Improving material efficiency, by reducing the quantity of critical minerals used per unit of capacity or per kilowatt hour, directly lowers demand growth. This can be achieved through better design, higher efficiency, thinner wafers or films, and more effective use of materials in manufacturing.
Encouraging innovation in alternative technologies and chemistries can shift demand away from the most constrained minerals, while maintaining or improving performance. At the same time, strengthening environmental and social standards in mining and processing, supported by transparent reporting and certification, can improve conditions in existing supply chains.
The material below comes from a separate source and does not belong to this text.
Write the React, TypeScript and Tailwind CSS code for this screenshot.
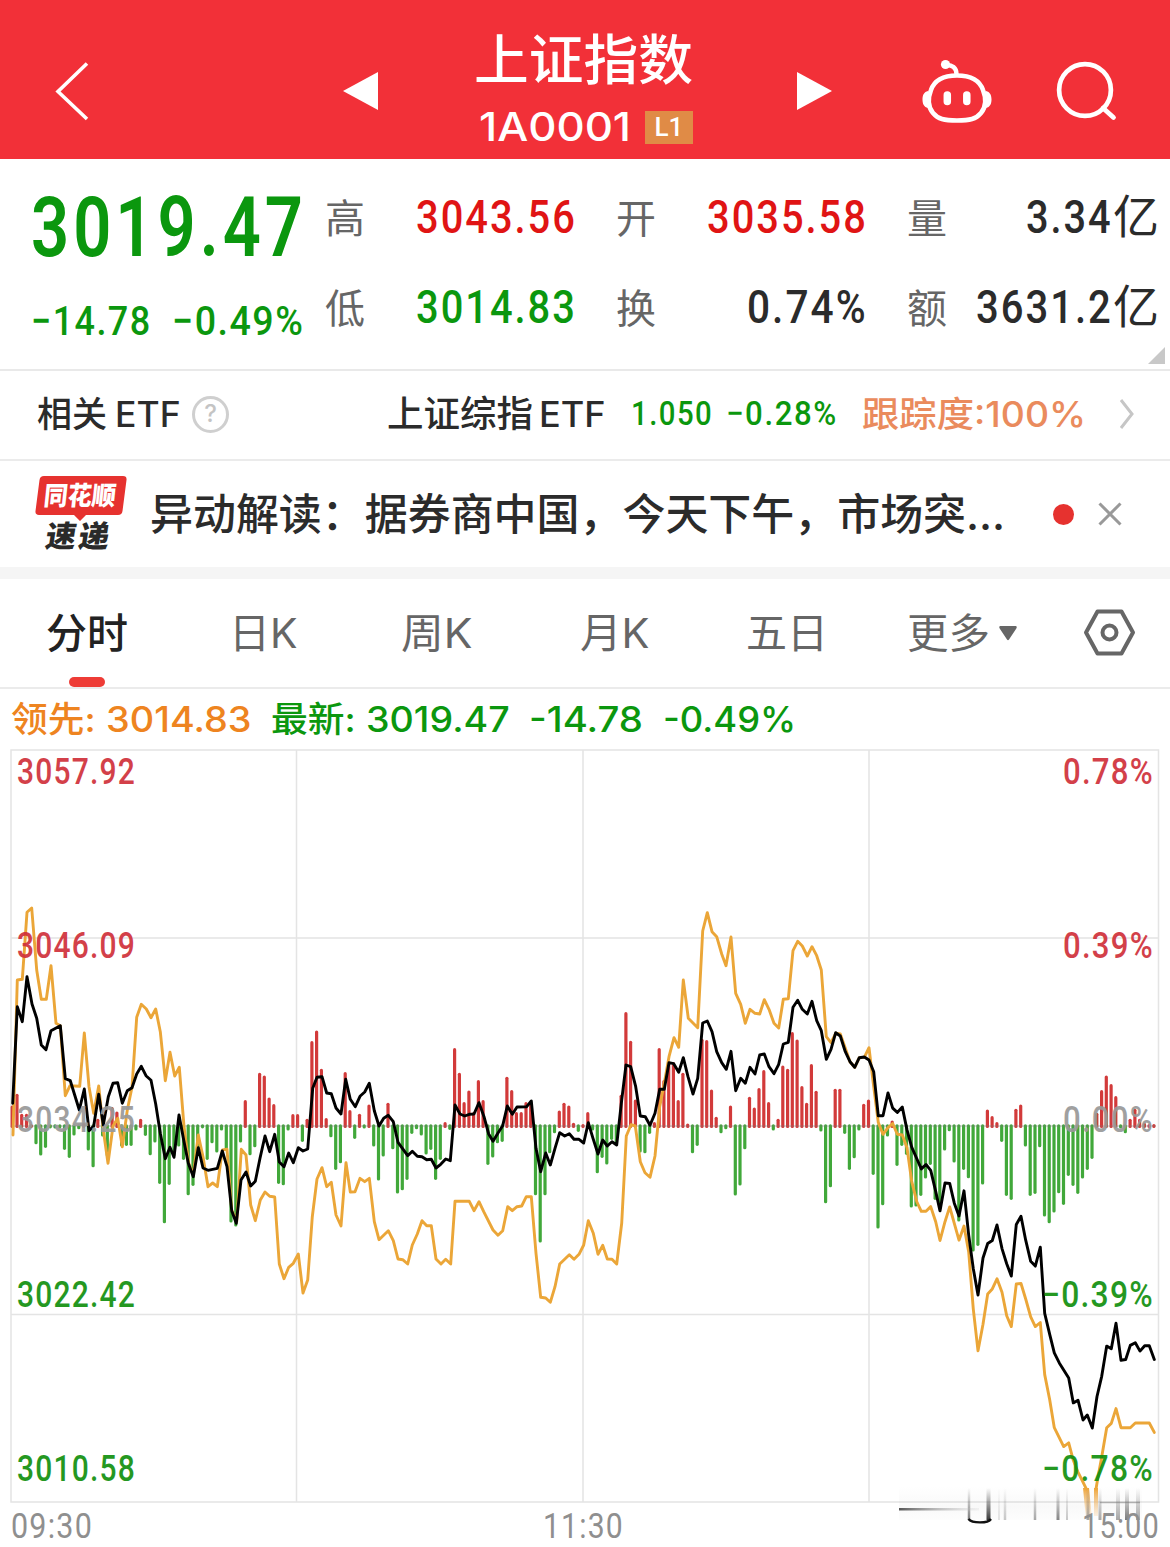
import { useLayoutEffect, useRef, useState, type ReactNode } from 'react';

/** Text squeezed or stretched horizontally so that it fills an exact width. */
function Fit({ w, className = '', children }: { w: number; className?: string; children: ReactNode }) {
  const ref = useRef<HTMLSpanElement>(null);
  const [scale, setScale] = useState(1);
  useLayoutEffect(() => {
    const measure = () => {
      if (ref.current) setScale(w / ref.current.offsetWidth);
    };
    measure();
    document.fonts?.ready.then(measure);
  }, [w]);
  return (
    <span className={`inline-block shrink-0 whitespace-nowrap ${className}`} style={{ width: w }}>
      <span ref={ref} className="inline-block origin-left" style={{ transform: `scaleX(${scale})` }}>
        {children}
      </span>
    </span>
  );
}

const din = "font-['Roboto','Noto_Sans_CJK_SC',sans-serif]";
const sans = "font-['Inter','Noto_Sans_CJK_SC',sans-serif]";

function Header() {
  return (
    <header className="flex h-[159px] items-start bg-[#f23038] text-white">
      <svg className="ml-[50px] mt-[58px] h-[66px] w-[44px]" viewBox="0 0 44 66" fill="none" stroke="currentColor" strokeWidth="3.6">
        <path d="M37 5.500 8 33.500 37 61" />
      </svg>
      <svg className="ml-[249px] mt-[71px] h-[40px] w-[36px]" viewBox="0 0 36 40" fill="currentColor">
        <path d="M0 20 35 1V39Z" />
      </svg>
      <div className="ml-[95px] w-[220px]">
        <h1 className="mt-[28px] h-[66px] leading-[66px]">
          <Fit w={219} className="text-[54px] font-medium leading-[66px]">上证指数</Fit>
        </h1>
        <div className="mt-[12px] flex h-[42px] items-center">
          <Fit w={152} className="ml-[5px] text-[40px] font-medium leading-[42px]">1A0001</Fit>
          <span className="ml-[14px] flex h-[33px] w-[48px] items-center justify-center bg-[#e08b46]">
            <Fit w={29} className={`${din} text-[26px] font-medium leading-[33px]`}>L1</Fit>
          </span>
        </div>
      </div>
      <svg className="ml-[103px] mt-[71px] h-[40px] w-[36px]" viewBox="0 0 36 40" fill="currentColor">
        <path d="M35 20 0 1V39Z" />
      </svg>
      <svg className="ml-[87px] mt-[56px] h-[70px] w-[74px]" viewBox="920 56 74 70" fill="none" stroke="currentColor">
        <circle cx="945.500" cy="64.500" r="4.600" fill="currentColor" stroke="none" />
        <path d="M946 65c6-.5 10.500 3 10.500 9" strokeWidth="4.400" />
        <path d="M957 75.500c16 0 23 6 26 14.500 3.500 9 3 17-2 23-5 6-11 7.500-24 7.500s-19-1.500-24-7.500c-5-6-5.500-14-2-23 3-8.500 10-14.500 26-14.500Z" strokeWidth="4.600" />
        <path d="M928 91c-4 1-5.500 4-5.500 8.500s1.500 7.500 5.500 8.500ZM986 91c4 1 5.500 4 5.500 8.500s-1.500 7.500-5.500 8.500Z" fill="currentColor" stroke="none" />
        <path d="M947.300 95v6.500M966.800 95v6.500" strokeWidth="7.500" strokeLinecap="round" />
      </svg>
      <svg className="ml-[59px] mt-[58px] h-[66px] w-[66px]" viewBox="1053 58 66 66" fill="none" stroke="currentColor" strokeWidth="4.700">
        <circle cx="1085" cy="90" r="25.900" />
        <path d="m1103 108 10.500 9.500" strokeLinecap="round" strokeWidth="4.800" />
      </svg>
    </header>
  );
}

function Stat({ label, value, w, tone, unit }: { label: string; value: string; w: number; tone: string; unit?: string }) {
  return (
    <div className="flex h-[60px] w-[252px] items-center justify-between">
      <span className="mt-[4px] text-[40px] leading-[60px] text-[#666]">{label}</span>
      <span className={`${din} ${tone} flex items-center text-[47px] font-medium leading-[60px]`}>
        <Fit w={w} className="tracking-[0.05em]">{value}</Fit>
        {unit && <span className="text-[46px] font-normal leading-[60px]">{unit}</span>}
      </span>
    </div>
  );
}

function Quote() {
  return (
    <section className="relative flex h-[212px] border-b-2 border-[#e9e9e9]">
      <div className={`${din} w-[325px] pl-[31px] text-[#0b970e]`}>
        <div className="mt-[24px] h-[90px]">
          <Fit w={276} className="text-[83px] font-semibold leading-[90px] tracking-[0.06em]">3019.47</Fit>
        </div>
        <div className="mt-[23px] flex h-[50px] text-[41px] font-medium leading-[50px] tracking-[0.04em]">
          <Fit w={121}>−14.78</Fit>
          <Fit w={132} className="ml-[20px]">−0.49%</Fit>
        </div>
      </div>
      <div className="mt-[28px] grid h-[150px] grid-cols-[252px_252px_252px] gap-x-[39px] gap-y-[30px]">
        <Stat label="高" value="3043.56" w={161} tone="text-[#e01414]" />
        <Stat label="开" value="3035.58" w={161} tone="text-[#e01414]" />
        <Stat label="量" value="3.34" w={87} tone="text-[#2b2b2b]" unit="亿" />
        <Stat label="低" value="3014.83" w={161} tone="text-[#0b970e]" />
        <Stat label="换" value="0.74%" w={121} tone="text-[#2b2b2b]" />
        <Stat label="额" value="3631.2" w={137} tone="text-[#2b2b2b]" unit="亿" />
      </div>
      <svg className="absolute right-[5px] top-[188px] h-[17px] w-[17px] text-[#c8c8c8]" viewBox="0 0 17 17" fill="currentColor">
        <path d="M17 0V17H0Z" />
      </svg>
    </section>
  );
}

function EtfRow() {
  return (
    <section className="flex h-[90px] items-center border-b-2 border-[#ebebeb] pb-[2px] text-[35px] leading-[50px] text-[#2b2b2b]">
      <span className="ml-[37px] font-medium">相关</span>
      <Fit w={66} className="ml-[8px] font-medium">ETF</Fit>
      <span className="ml-[11px] flex h-[37px] w-[37px] items-center justify-center rounded-full border-[3px] border-[#cfcfcf] text-[24px] font-medium leading-[30px] text-[#c4c4c4]">?</span>
      <span className="ml-[158px] w-[146px] whitespace-nowrap text-[36.500px] font-medium">上证综指</span>
      <Fit w={67} className="ml-[6px] font-medium">ETF</Fit>
      <Fit w={82} className={`${din} -mt-[3px] ml-[25px] text-[34px] font-medium tracking-[0.05em] text-[#0b970e]`}>1.050</Fit>
      <Fit w={112} className={`${din} -mt-[3px] ml-[13px] text-[34px] font-medium tracking-[0.05em] text-[#0b970e]`}>−0.28%</Fit>
      <Fit w={224} className="ml-[24px] font-medium text-[#ea8b5d]">跟踪度:100%</Fit>
      <svg className="ml-[32px] h-[32px] w-[17px]" viewBox="0 0 17 32" fill="none" stroke="#c6c6c6" strokeWidth="3">
        <path d="m3 2 11 14L3 30" />
      </svg>
    </section>
  );
}

function NewsRow() {
  return (
    <section className="flex h-[106px] items-center">
      <div className="relative ml-[34px] h-[84px] w-[94px]">
        <svg className="absolute inset-0 h-full w-full" viewBox="34 471 94 84" fill="#e6322f">
          <path d="M44 475H123Q127 475 126.500 479L122.500 510Q122 514 118 514H86L80 520 74 514H39Q35 514 35.500 510L39.500 479Q40 475 44 475Z" />
        </svg>
        <div className="absolute left-[10px] top-[8px] -skew-x-6 text-white">
          <Fit w={72} className="text-[26px] font-black leading-[32px]">同花顺</Fit>
        </div>
        <div className="absolute left-[12px] top-[46px] -skew-x-[9deg] text-[#2a2a2a]">
          <Fit w={66} className="text-[30px] font-black leading-[36px] tracking-[0.08em]">速递</Fit>
        </div>
      </div>
      <Fit w={855} className="ml-[22px] text-[43px] font-medium leading-[60px] text-[#2b2b2b]">异动解读：据券商中国，今天下午，市场突...</Fit>
      <span className="ml-[48px] h-[21px] w-[21px] rounded-full bg-[#e6322f]" />
      <svg className="ml-[24px] h-[24px] w-[24px]" viewBox="0 0 24 24" stroke="#999" strokeWidth="3">
        <path d="M1.500 1.500l21 21M22.500 1.500l-21 21" />
      </svg>
    </section>
  );
}

function Tabs() {
  return (
    <nav className="flex h-[110px] items-start border-b-2 border-[#ebebeb] text-[41px] text-[#666]">
      <div className="relative ml-[46px] w-[83px] font-medium leading-[109px] text-[#222]">
        分时
        <span className="absolute left-[23px] top-[98px] h-[10px] w-[36px] rounded-[5px] bg-[#ee3c36]" />
      </div>
      <Fit w={69} className="ml-[100px] leading-[109px]">日K</Fit>
      <Fit w={72} className="ml-[103px] leading-[109px]">周K</Fit>
      <Fit w={70} className="ml-[107px] leading-[109px]">月K</Fit>
      <Fit w={82} className="ml-[96px] leading-[109px]">五日</Fit>
      <Fit w={83} className="ml-[79px] leading-[109px]">更多</Fit>
      <svg className="ml-[9px] mt-[47px] h-[15px] w-[18px]" viewBox="0 0 18 15" fill="#666">
        <path d="M1 0H17Q18.500 1 17 3L10 13.500Q9 15 8 13.500L1 3Q-.5 1 1 0Z" />
      </svg>
      <svg className="ml-[65px] mt-[27px] h-[54px] w-[56px]" viewBox="1082 606 56 54" fill="none" stroke="#666">
        <path d="M1097.500 611.500H1121.500L1133 632.500 1121.500 653.500H1097.500L1086 632.500Z" strokeWidth="4" strokeLinejoin="round" />
        <circle cx="1109.500" cy="632.500" r="7" strokeWidth="4" />
      </svg>
    </nav>
  );
}

function Legend() {
  return (
    <div className="flex h-[60px] items-center text-[35px] font-medium leading-[60px] text-[#0b970e]">
      <Fit w={85} className="ml-[11px] text-[#ee8420]">领先:</Fit>
      <Fit w={146} className="ml-[10px] text-[#ee8420]">3014.83</Fit>
      <Fit w={85} className="ml-[19px]">最新:</Fit>
      <Fit w={144} className="ml-[10px]">3019.47</Fit>
      <Fit w={114} className="ml-[19px]">-14.78</Fit>
      <Fit w={133} className="ml-[20px]">-0.49%</Fit>
    </div>
  );
}

/* ---------- intraday chart ---------- */

type Section = { ox: number; oy: number; ky: number; pts: string };

const toPath = (sections: Section[]) =>
  sections
    .map(({ ox, oy, ky, pts }) =>
      pts
        .trim()
        .split(/\s+/)
        .map((p) => {
          const [x, y] = p.split(',').map(Number);
          return `${(ox + x / 3).toFixed(1)},${(oy + y / ky).toFixed(1)}`;
        })
        .join(' '),
    )
    .join(' ');

const price: Section[] = [
  { ox: 0, oy: 880, ky: 3, pts: '38,670 52,380 67,425 81,290 96,372 110,415 124,495 138,509 153,452 181,437 196,596 211,602 238,690 253,627 267,752 281,738 296,643 310,735 325,650 339,610 353,608 367,670 382,632 396,623 410,582 424,559 438,587 453,601 467,672 481,760 496,836 510,802 522,832 537,705 551,780 565,850 580,890 595,803 609,864 624,871 652,865 667,813 681,860 695,992 709,1030 723,900 738,876 752,918 766,904 780,835 795,768 809,815 824,763 838,846 852,860 866,819' },
  { ox: 290, oy: 980, ky: 3, pts: '10,548 25,503 39,513 53,507 68,325 81,292 96,290 110,339 124,341 138,384 153,402 167,298 181,358 196,380 210,349 224,336 238,310 253,392 267,438 281,415 295,406 310,425 324,487 353,527 367,514 382,529 396,530 410,539 424,538 438,564 452,553 467,537 481,542 495,375 510,402 524,408 538,403 552,402 567,368 582,410 596,462 609,484 624,459 638,437 652,378 667,403 681,381 710,380 724,363 738,505 752,575 767,519 781,555 795,505 809,458 824,468 838,461 852,478 867,478' },
  { ox: 580, oy: 890, ky: 3, pts: '11,759 25,698 39,745 54,792 68,750 82,768 96,755 110,765 124,640 138,525 152,530 167,590 181,678 196,680 210,706 225,670 239,598 253,598 267,518 281,521 296,547 310,503 324,560 339,612 353,565 368,399 382,393 396,425 410,485 425,518 439,538 453,484 467,602 482,565 496,580 510,532 525,552 539,495 553,492 567,530 582,551 596,523 610,462 625,457 639,352 653,331 667,358 682,372 696,334 710,392 724,422 739,508 753,478 767,428 781,438 796,485 810,515 824,532 838,503 853,501 867,510 881,545' },
  { ox: 860, oy: 1020, ky: 2.975, pts: '55,285 69,285 84,217 98,262 112,275 127,259 141,327 155,378 170,412 184,443 198,430 212,447 227,510 240,568 255,485 269,486 283,545 297,583 312,508 326,640 340,740 354,818 369,708 383,665 397,656 411,610 426,680 440,725 454,762 469,608 483,584 497,655 512,718 526,732 541,676 554,873 569,935 583,990 598,1020 626,1065 640,1139 654,1131 669,1190 682,1175 697,1214 711,1120 725,1060 740,970 754,978 768,902 783,1012 797,1010 811,968 826,960 840,985 854,969 868,969 883,1010' },
];

const leading: Section[] = [
  { ox: 0, oy: 880, ky: 3, pts: '39,765 52,300 67,298 81,97 95,84 110,270 124,358 139,358 153,257 168,430 181,437 196,647 210,617 239,619 253,459 267,620 281,700 296,618 310,750 324,850 339,738 353,715 367,800 382,690 396,622 410,412 424,373 439,387 453,413 467,387 481,455 496,602 510,517 524,588 538,562 552,740 566,850 580,885 595,765 609,830 624,920 638,909 652,920 667,810 681,808 695,990 710,1025 724,808 738,825 752,975 766,1022 781,960 795,936 809,949 824,951 838,1152 852,1196 866,1162' },
  { ox: 290, oy: 980, ky: 3, pts: '10,850 25,822 39,939 53,900 67,710 81,597 96,563 110,620 124,607 138,705 153,738 168,548 181,636 195,635 210,595 224,605 238,595 253,725 267,779 295,752 310,782 324,837 338,839 353,852 367,795 382,762 396,722 410,737 424,737 438,837 453,852 467,838 482,852 495,664 538,664 552,692 567,665 581,695 609,750 624,766 638,752 653,680 667,692 681,680 695,678 709,650 724,650 738,820 752,952 767,954 781,967 795,920 809,852 838,824 852,838 867,823' },
  { ox: 580, oy: 890, ky: 3, pts: '11,1065 25,992 40,1030 54,1093 68,1066 82,1107 96,1108 110,1122 125,1000 139,738 153,704 166,708 181,815 195,848 210,862 225,798 239,650 253,580 267,500 282,443 296,472 310,270 325,385 353,413 368,123 382,68 396,125 410,140 425,192 438,227 453,141 467,310 482,343 496,400 510,358 525,370 539,372 553,329 567,358 582,400 596,414 610,328 625,326 639,182 653,154 667,168 682,198 696,170 710,197 724,240 739,440 753,458 767,430 781,432 796,475 810,515 824,532 838,503 853,502 867,473 881,590' },
  { ox: 860, oy: 1020, ky: 2.975, pts: '55,305 69,340 84,320 98,308 112,340 127,342 141,380 155,480 170,540 184,569 198,569 212,555 227,600 240,656 255,600 269,556 283,605 297,655 312,613 326,690 340,860 354,984 369,905 383,815 397,800 411,770 426,810 440,880 454,912 469,785 483,784 497,830 512,883 526,912 541,900 554,1055 569,1130 583,1213 611,1269 626,1258 640,1310 654,1345 669,1375 679,1395' },
];

const leadingEnd: Section[] = [
  { ox: 860, oy: 1020, ky: 2.975, pts: '708,1395 713,1365 725,1300 740,1213 754,1200 768,1156 783,1213 811,1213 826,1199 868,1199 883,1227' },
];

/* One value a minute, in thirds of a pixel: above zero is buying, below is selling. */
const momentum = [
  60, 95, 35, 35, 2, -53, -87, -64, -2, -6, -5, -70, -94, -27, -8, 8, -72, -122, 20, -30,
  -90, 55, 42, -60, -58, -58, -12, 20, -28, -86, -48, -172, -290, -175, -90, -60, -100, -206, -178, -70,
  -2, -100, -50, -78, -12, -70, -288, -300, -48, 76, -86, -62, 158, 150, 84, 64, -172, -176, -12, 34,
  34, -46, 20, 253, 285, 170, 22, -32, -130, -110, 160, 46, -37, 35, -6, 63, -60, -162, -90, 68,
  -68, -201, -191, -160, -22, -8, -27, -84, -70, -160, -100, 10, -10, 232, 158, 70, 105, 40, 136, 76,
  -115, -93, -50, -46, 146, 106, 40, 40, 70, 70, -206, -348, -206, -80, -20, 45, 68, 60, 8, -16,
  4, 40, -12, -140, -94, -114, -40, -55, 92, 340, 254, 78, -78, -80, -22, 10, 232, 136, 190, 190,
  76, 158, 6, -80, -58, 260, 256, 108, 26, -20, -8, 60, -207, -177, -68, 86, 54, 112, 166, 70,
  -12, 20, 180, 170, 280, 258, 118, 68, 184, 104, -15, -230, -182, 110, 110, -22, -130, -95, -12, 65,
  78, -145, -306, -236, -30, 15, -118, -58, -85, -243, -240, -208, -156, -115, -220, -240, -72, -14, -108, -285,
  -130, -155, -375, -358, -174, 48, 28, 10, -46, -208, -220, 50, 63, -60, -208, -202, -62, -270, -290, -258,
  -200, -235, -148, -178, -202, -156, -130, -97, 38, 106, 150, 124, 88, -5, -20, 20, 50, 20, 8, 4, 3,
];

const leftLabels = [
  { y: 784, t: '3057.92', c: '#d0303a' },
  { y: 958, t: '3046.09', c: '#d0303a' },
  { y: 1132, t: '3034.25', c: '#999' },
  { y: 1307, t: '3022.42', c: '#12900f' },
  { y: 1481, t: '3010.58', c: '#12900f' },
];
const rightLabels = [
  { y: 784, t: '0.78%', x: 1063, w: 91, c: '#d0303a' },
  { y: 958, t: '0.39%', x: 1063, w: 91, c: '#d0303a' },
  { y: 1132, t: '0.00%', x: 1063, w: 91, c: '#999' },
  { y: 1307, t: '−0.39%', x: 1042, w: 112, c: '#12900f' },
  { y: 1481, t: '−0.78%', x: 1042, w: 112, c: '#12900f' },
];
const streaks = [
  { x: 969, w: 2.500, o: 0.6 }, { x: 988.5, w: 4, o: 0.9 }, { x: 999, w: 2, o: 0.12 }, { x: 1005, w: 2.500, o: 0.25 },
  { x: 1035, w: 2.500, o: 0.4 }, { x: 1058, w: 3, o: 0.55 }, { x: 1067, w: 2, o: 0.25 }, { x: 1088, w: 3, o: 0.4 }, { x: 1100, w: 3, o: 0.4 },
  { x: 1118, w: 4, o: 0.4 }, { x: 1127, w: 4, o: 0.6 }, { x: 1138, w: 4, o: 0.4 },
];

function Chart() {
  return (
    <svg className="block h-[798px] w-[1170px]" viewBox="0 749 1170 798" fill="none">
      <defs>
        <linearGradient id="streak" x1="0" y1="0" x2="0" y2="1">
          <stop offset="0" stopColor="#333" stopOpacity="0" />
          <stop offset="1" stopColor="#222" stopOpacity="1" />
        </linearGradient>
        <linearGradient id="fade" x1="0" y1="0" x2="0" y2="1">
          <stop offset="0" stopColor="#eea53a" />
          <stop offset="1" stopColor="#f3c48a" stopOpacity="0.15" />
        </linearGradient>
        <linearGradient id="tail" x1="0" y1="0" x2="1" y2="0">
          <stop offset="0" stopColor="#555" />
          <stop offset="0.5" stopColor="#999" stopOpacity="0.6" />
          <stop offset="1" stopColor="#ccc" stopOpacity="0.2" />
        </linearGradient>
        <linearGradient id="haze" x1="0" y1="0" x2="0" y2="1">
          <stop offset="0" stopColor="#999" stopOpacity="0" />
          <stop offset="0.6" stopColor="#999" stopOpacity="0.06" />
          <stop offset="1" stopColor="#999" stopOpacity="0.02" />
        </linearGradient>
      </defs>
      <path d="M11 750H1158.500V1502H11ZM296.500 750V1502M583 750V1502M869 750V1502M11 938H1158M11 1314.500H1158" stroke="#e4e4e4" strokeWidth="1.500" />
      <g strokeWidth="3.200" strokeLinecap="round">
        {momentum.map((v, i) => {
          const x = 12.2 + i * 4.757;
          const y = 1126 - v / 3;
          return (
            <path
              key={i}
              d={`M${x.toFixed(1)} ${v > 0 ? 1126.5 : 1125.8}V${(v > 0 ? Math.min(y + 1, 1125.5) : Math.max(y - 1, 1126.8)).toFixed(1)}`}
              stroke={v > 0 ? '#d23a3a' : '#41a83a'}
            />
          );
        })}
      </g>
      <path d="M11 1126H1156" stroke="#777" strokeOpacity=".35" strokeWidth="1.500" />
      <g strokeWidth="2.900" strokeLinejoin="round" strokeLinecap="round">
        <polyline points={toPath(leading)} stroke="#eba638" />
        <polyline points={toPath(leadingEnd)} stroke="#eba638" />
        <polyline points={toPath(price)} stroke="#000" />
      </g>
      <rect x="899" y="1486" width="243" height="34" fill="url(#haze)" />
      <path d="M1083 1488H1089L1092 1519H1086ZM1094 1488H1098L1098 1516H1094Z" fill="url(#fade)" />
      {streaks.map((s) => (
        <rect key={s.x} x={s.x - s.w / 2} y="1488" width={s.w} height="32" fill="url(#streak)" opacity={s.o} />
      ))}
      <rect x="899" y="1508" width="80" height="2.500" fill="url(#tail)" />
      <path d="M1100 1502.500H1140" stroke="#777" strokeOpacity=".5" strokeWidth="1.500" />
      <path d="M968.500 1519C972 1523.500 988 1523.500 991 1519" stroke="#111" strokeWidth="2.400" />
      <g className="font-['Roboto',sans-serif] text-[36px] font-medium tracking-[0.04em]" opacity=".92">
        {leftLabels.map((l) => (
          <text key={l.t} x="17" y={l.y} textLength="119" lengthAdjust="spacingAndGlyphs" fill={l.c}>{l.t}</text>
        ))}
        {rightLabels.map((l) => (
          <text key={l.t} x={l.x} y={l.y} textLength={l.w} lengthAdjust="spacingAndGlyphs" fill={l.c}>{l.t}</text>
        ))}
      </g>
      <g className="font-['Roboto',sans-serif] text-[35px] font-normal tracking-[0.04em]" fill="#8f8f8f">
        <text x="11" y="1538" textLength="82" lengthAdjust="spacingAndGlyphs">09:30</text>
        <text x="543" y="1538" textLength="81" lengthAdjust="spacingAndGlyphs">11:30</text>
        <text x="1082" y="1538" textLength="78" lengthAdjust="spacingAndGlyphs">15:00</text>
      </g>
    </svg>
  );
}

export default function App() {
  return (
    <main className={`${sans} h-[1547px] w-[1170px] overflow-hidden bg-white`}>
      <Header />
      <Quote />
      <EtfRow />
      <NewsRow />
      <div className="h-[12px] bg-[#f5f5f5]" />
      <Tabs />
      <Legend />
      <Chart />
    </main>
  );
}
Finally, integrating recycling and circular economy principles into policy and industry practice helps gradually build a secondary supply base, which in the long term becomes increasingly important as installed renewable capacity matures and reaches the end of its operating life.
Conclusion
Material use and critical minerals are central issues for the sustainability and resilience of the renewable energy transition. Renewable technologies rely on a mix of common and specialized materials, some of which face significant supply risks due to geographic concentration, complex processing, and environmental and social challenges in extraction.
By understanding which minerals are critical, how they are used in different technologies, and where their supply chains are vulnerable, decision makers and practitioners can better plan technology choices, policy measures, and innovation priorities. Combined with life cycle thinking, strategies such as material efficiency, substitution, diversification of supply, and recycling can help ensure that the shift to renewables not only reduces greenhouse gas emissions but also manages material use in a responsible and equitable way.